Sally Hamann, member of Greather Goethe Neighborhood Association, said she is concerned families are being forced out of the neighborhood at “an astronomical rate.”

“While we’ve had a lot of redevelopment, they’re almost all very small studios. What we really need are two-, three- and four-bedroom units suitable for families that are being forced out in this neighborhood,” she said. 

Credit: Block Club Chicago/Mina Bloom
Sally Hamann, member of the Greater Goethe Neighborhood Association, giving remarks at Monday night’s meeting.

Hamnn also pointed out that when neighbors and then-Ald. Manny Flores crafted a Milwaukee Avenue Corridor plan in 2008, the plan called for the vacant lot to be transformed into a park. 

“What happened to the green space? You all can toss it out?” she asked, visibly upset.

To which Moyer’s zoning attorney Rolando Acosta replied, “The city should’ve bought [the lot].”

Another member of the neighborhood group, Paul Christianson, called into question the neighborhood’s oversaturated rental market. In recent years, the stretch of Milwaukee Avenue that includes the Congress has seen an explosion of new luxury apartment buildings and Christianson fears another development won’t survive.

In response, Moyer said current market research supports this type of development, but more research will be done down the line as construction draws nearer.

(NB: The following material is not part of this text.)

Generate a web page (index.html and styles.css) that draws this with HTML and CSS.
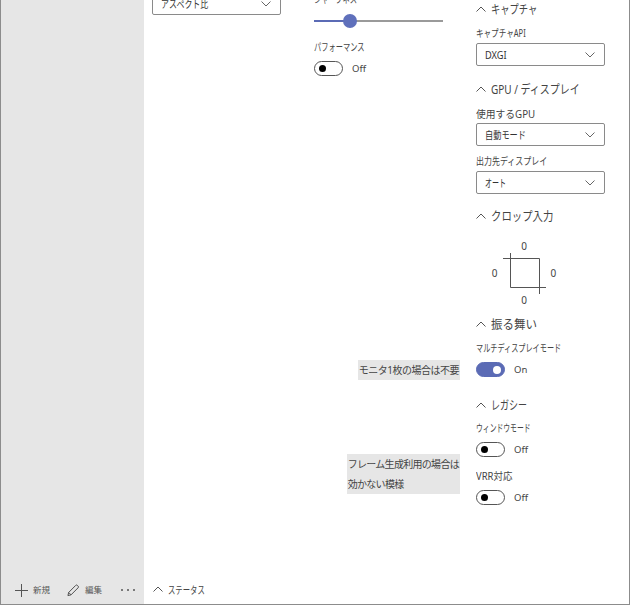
FILE: index.html
```html
<!DOCTYPE html>
<html lang="ja">
<head>
<meta charset="utf-8">
<title>設定</title>
<link rel="stylesheet" href="styles.css">
</head>
<body>
<div class="window">
  <aside class="sidebar">
    <div class="commands">
      <span class="cmd cmd-new"><svg class="icon-plus" width="13" height="13" viewBox="0 0 13 13"><path d="M6.500 0v13M0 6.500h13" stroke="#555" stroke-width="1" fill="none"/></svg><span class="cmd-text">新規</span></span>
      <span class="cmd cmd-edit"><svg class="icon-pen" width="12" height="13" viewBox="0 0 13 13"><path d="M1 12l.8-3.400L9.400 1a1.300 1.300 0 0 1 1.900 0l.7.7a1.300 1.300 0 0 1 0 1.900L4.400 11.200zM1.800 8.600l2.600 2.600" stroke="#444" stroke-width="1" fill="none"/></svg><span class="cmd-text">編集</span></span>
      <span class="cmd-more"><i></i><i></i><i></i></span>
    </div>
  </aside>
  <main class="main">
    <div class="panes">
      <section class="pane pane-one">
        <div class="select select-cut"><span class="sx sx76">アスペクト比</span><svg class="chev" width="10" height="6" viewBox="0 0 10 6"><path d="M.5.5L5 5 9.500.5" stroke="#666" fill="none"/></svg></div>
      </section>
      <section class="pane pane-two">
        <div class="label label-cut sx sx69">シャープネス</div>
        <div class="slider"><div class="slider-fill"></div><div class="slider-thumb"></div></div>
        <div class="label label-perf sx sx69">パフォーマンス</div>
        <div class="toggle-row"><span class="toggle"><i></i></span><span class="toggle-text">Off</span></div>
      </section>
      <section class="pane pane-three">
        <h3 class="group group-first"><svg class="up" width="10" height="6" viewBox="0 0 10 6"><path d="M.5 5.500L5 1l4.500 4.500" stroke="#555" fill="none"/></svg><span class="sx sx74">キャプチャ</span></h3>
        <div class="label sx sx72">キャプチャAPI</div>
        <div class="select"><span class="sx sx88">DXGI</span><svg class="chev" width="10" height="6" viewBox="0 0 10 6"><path d="M.5.5L5 5 9.500.5" stroke="#666" fill="none"/></svg></div>

        <h3 class="group group-gpu"><svg class="up" width="10" height="6" viewBox="0 0 10 6"><path d="M.5 5.500L5 1l4.500 4.500" stroke="#555" fill="none"/></svg><span class="sx sx80">GPU / ディスプレイ</span></h3>
        <div class="label label-tight sx sx93">使用するGPU</div>
        <div class="select"><span class="sx sx78">自動モード</span><svg class="chev" width="10" height="6" viewBox="0 0 10 6"><path d="M.5.5L5 5 9.500.5" stroke="#666" fill="none"/></svg></div>
        <div class="label label-next sx sx76">出力先ディスプレイ</div>
        <div class="select"><span class="sx sx67">オート</span><svg class="chev" width="10" height="6" viewBox="0 0 10 6"><path d="M.5.5L5 5 9.500.5" stroke="#666" fill="none"/></svg></div>

        <h3 class="group group-crop"><svg class="up" width="10" height="6" viewBox="0 0 10 6"><path d="M.5 5.500L5 1l4.500 4.500" stroke="#555" fill="none"/></svg><span class="sx sx83">クロップ入力</span></h3>
        <div class="crop">
          <span class="crop-num">0</span>
          <div class="crop-mid">
            <span class="crop-num">0</span>
            <svg width="43" height="41" viewBox="0 0 43 41"><path d="M7.500 0v34.500H43M0 5.500h36.500V41" stroke="#555" stroke-width="1" fill="none"/></svg>
            <span class="crop-num">0</span>
          </div>
          <span class="crop-num">0</span>
        </div>

        <h3 class="group group-behave"><svg class="up" width="10" height="6" viewBox="0 0 10 6"><path d="M.5 5.500L5 1l4.500 4.500" stroke="#555" fill="none"/></svg><span class="sx sx92">振る舞い</span></h3>
        <div class="label sx sx68">マルチディスプレイモード</div>
        <div class="toggle-row"><span class="toggle on"><i></i></span><span class="toggle-text">On</span><span class="note note-one">モニタ1枚の場合は不要</span></div>

        <h3 class="group group-legacy"><svg class="up" width="10" height="6" viewBox="0 0 10 6"><path d="M.5 5.500L5 1l4.500 4.500" stroke="#555" fill="none"/></svg><span class="sx sx72">レガシー</span></h3>
        <div class="label sx sx65">ウィンドウモード</div>
        <div class="toggle-row"><span class="toggle"><i></i></span><span class="toggle-text">Off</span></div>
        <div class="label label-vrr sx sx90">VRR対応</div>
        <div class="toggle-row"><span class="toggle"><i></i></span><span class="toggle-text">Off</span><span class="note note-two">フレーム生成利用の場合は<br>効かない模様</span></div>
      </section>
    </div>
    <div class="status"><svg class="up" width="10" height="6" viewBox="0 0 10 6"><path d="M.5 5.500L5 1l4.500 4.500" stroke="#555" fill="none"/></svg><span class="status-text sx sx70">ステータス</span></div>
  </main>
</div>
</body>
</html>
```
FILE: styles.css
```css
* { box-sizing: border-box; }
html, body { margin: 0; height: 100%; overflow: hidden; background: #fff; }
body {
  font-family: "Noto Sans", "Noto Sans CJK JP", sans-serif;
  color: #444;
}
.window {
  width: 630px;
  height: 605px;
  display: flex;
  border-left: 1px solid #8c8c8c;
  border-right: 1px solid #8c8c8c;
  border-bottom: 1px solid #8c8c8c;
  overflow: hidden;
}

.sx { display: block; transform-origin: 0 50%; white-space: nowrap; }
.sx65 { transform: scaleX(.65); }
.sx67 { transform: scaleX(.67); }
.sx68 { transform: scaleX(.68); }
.sx69 { transform: scaleX(.69); }
.sx70 { transform: scaleX(.7); }
.sx72 { transform: scaleX(.72); }
.sx74 { transform: scaleX(.74); }
.sx76 { transform: scaleX(.76); }
.sx78 { transform: scaleX(.78); }
.sx80 { transform: scaleX(.8); }
.sx83 { transform: scaleX(.83); }
.sx88 { transform: scaleX(.88); }
.sx90 { transform: scaleX(.9); }
.sx92 { transform: scaleX(.92); }
.sx93 { transform: scaleX(.93); }

.sidebar {
  width: 143px;
  flex: none;
  background: #e6e6e6;
  display: flex;
  flex-direction: column;
  justify-content: flex-end;
}
.commands {
  height: 28px;
  padding-left: 14px;
  display: flex;
  align-items: center;
}
.cmd { display: flex; align-items: center; }
.cmd-text { font-size: 8.500px; color: #555; line-height: 12px; }
.cmd-new .cmd-text { margin-left: 5px; }
.cmd-edit { margin-left: 17px; }
.cmd-edit .cmd-text { margin-left: 6px; }
.cmd-more { margin-left: 19px; display: flex; gap: 4px; }
.cmd-more i { width: 2px; height: 2px; background: #555; border-radius: 50%; }

.main { flex: 1; min-width: 0; display: flex; flex-direction: column; }
.panes { flex: 1; min-height: 0; display: flex; padding-left: 8px; }
.pane { width: 130px; flex: none; display: flex; flex-direction: column; }
.pane-two { margin-left: 32px; }
.pane-three { margin-left: 32px; }

.select {
  width: 129px;
  height: 23px;
  flex: none;
  background: #fff;
  border: 1px solid #8a8a8a;
  border-radius: 2px;
  padding: 0 8px;
  display: flex;
  align-items: center;
  justify-content: space-between;
  font-size: 10.500px;
  color: #333;
}
.select-cut { margin-top: -8px; }
.chev { margin-right: 1px; }

.label { font-size: 10.500px; line-height: 14px; height: 14px; color: #444; }
.label-cut { margin-top: -8px; }
.label + .select { margin-top: 3px; }
.label-tight + .select { margin-top: 2px; }
.label-next { margin-top: 8px; }
.label-perf { margin-top: 18px; }
.label-vrr { margin-top: 12px; }

.slider { position: relative; width: 129px; height: 2px; margin-top: 14px; background: #9a9a9a; }
.slider-fill { width: 36px; height: 2px; background: #5b6bb5; }
.slider-thumb { position: absolute; left: 29px; top: -6px; width: 14px; height: 14px; border-radius: 50%; background: #5f70bb; }

.toggle-row { display: flex; align-items: center; height: 15px; margin-top: 7px; position: relative; }
.toggle { width: 29px; height: 15px; border: 1px solid #555; border-radius: 8px; position: relative; flex: none; display: block; background: #fff; }
.toggle i { position: absolute; left: 4px; top: 3px; width: 7px; height: 7px; border-radius: 50%; background: #000; }
.toggle.on { background: #5b6bb5; border-color: #5b6bb5; }
.toggle.on i { left: auto; right: 3px; top: 2.500px; background: #fff; width: 8px; height: 8px; }
.toggle-text { font-size: 9.500px; margin-left: 9px; color: #444; }

.group {
  font-weight: 400;
  font-size: 12.500px;
  line-height: 18px;
  height: 18px;
  color: #444;
  display: flex;
  align-items: center;
  white-space: nowrap;
  margin: 14px 0 8px;
}
.group .up { margin-right: 5px; flex: none; }
.group .sx { padding-top: 2px; }
.group-first { margin-top: 0; }
.group-gpu { margin-bottom: 9px; }
.group-crop { margin: 13px 0 0; }
.group-behave { margin: 0 0 8px; }
.group-legacy { margin: 19px 0 7px; }

.crop { display: flex; flex-direction: column; align-items: center; width: 96px; margin: 15px 0 8px; }
.crop-num { font-size: 10px; line-height: 13px; color: #444; }
.crop-mid { display: flex; align-items: center; gap: 5px; }

.note {
  position: absolute;
  right: calc(100% + 16px);
  background: #e6e6e6;
  color: #444;
  font-size: 10px;
  line-height: 20px;
  letter-spacing: -.7px;
  white-space: nowrap;
  padding: 0 1px;
}
.note-one { top: -2px; letter-spacing: -.5px; }
.note-two { top: -36px; }

.status { height: 28px; flex: none; padding: 0 0 2px 9px; display: flex; align-items: center; }
.status-text { font-size: 10.500px; margin-left: 5px; color: #444; }
```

Acosta said the tower wouldn’t be built for another two years. The development team intends to use the lot for construction staging while the Congress rehab project is underway.

“When you’re looking at the market, today is not relevant. What’s relevant is 2020 or 2021,” Acosta said.

In June, the city’s Community Development Commission unanimously approved allocating $9.7 million in tax-increment financing (TIF) funds toward the rehab project.

The development team is planning to take $800,000 in TIF funds generated by the tower and use it to subsidize the Congress rehab project, according to Acosta. The TIF money won’t be used to subsidize the construction of the tower, however, the attorney emphasized.

Saying the overall plan lacks parking, security measures and other elements that would set itself apart from the old Congress Theater, longtime resident Mary Escobar said she’s hesitant to lend her support.

Escobar has lived next to the Congress on Rockwell Street since 1969. Her brother and other family members have also called the block home for decades.

The 56-year-old said she’s having trouble shaking memories of the old Congress, which brought drunk concert-goers to her block who would routinely trash the area or pee on her lawn. Plus, the shows were so loud, she said, that her windows shook.

Escobar also vividly remembers the now-notorious attack of an 18-year-old suburban girl, who was raped in an alley next to the Congress after being refused entrance to a 2011 New Year’s Eve concert.

The girl ended up on her brother’s lawn, which is where neighbors and others called 911.

“That was a turning point for the neighborhood. We said, ‘Enough is enough,'” Escobar said.

For Escobar and other residents, it’s hard to support the tower if it’s inextricably linked to the rehab project.

“We’ve endured the ups and the downs of the neighborhood, and then they say, ‘We’re here to save you.’ They’re not saving us. They’re saving their pocketbooks,” she said.

Ald. Joe Moreno (1st) is expected to hold a community meeting on the proposed tower project in the coming weeks.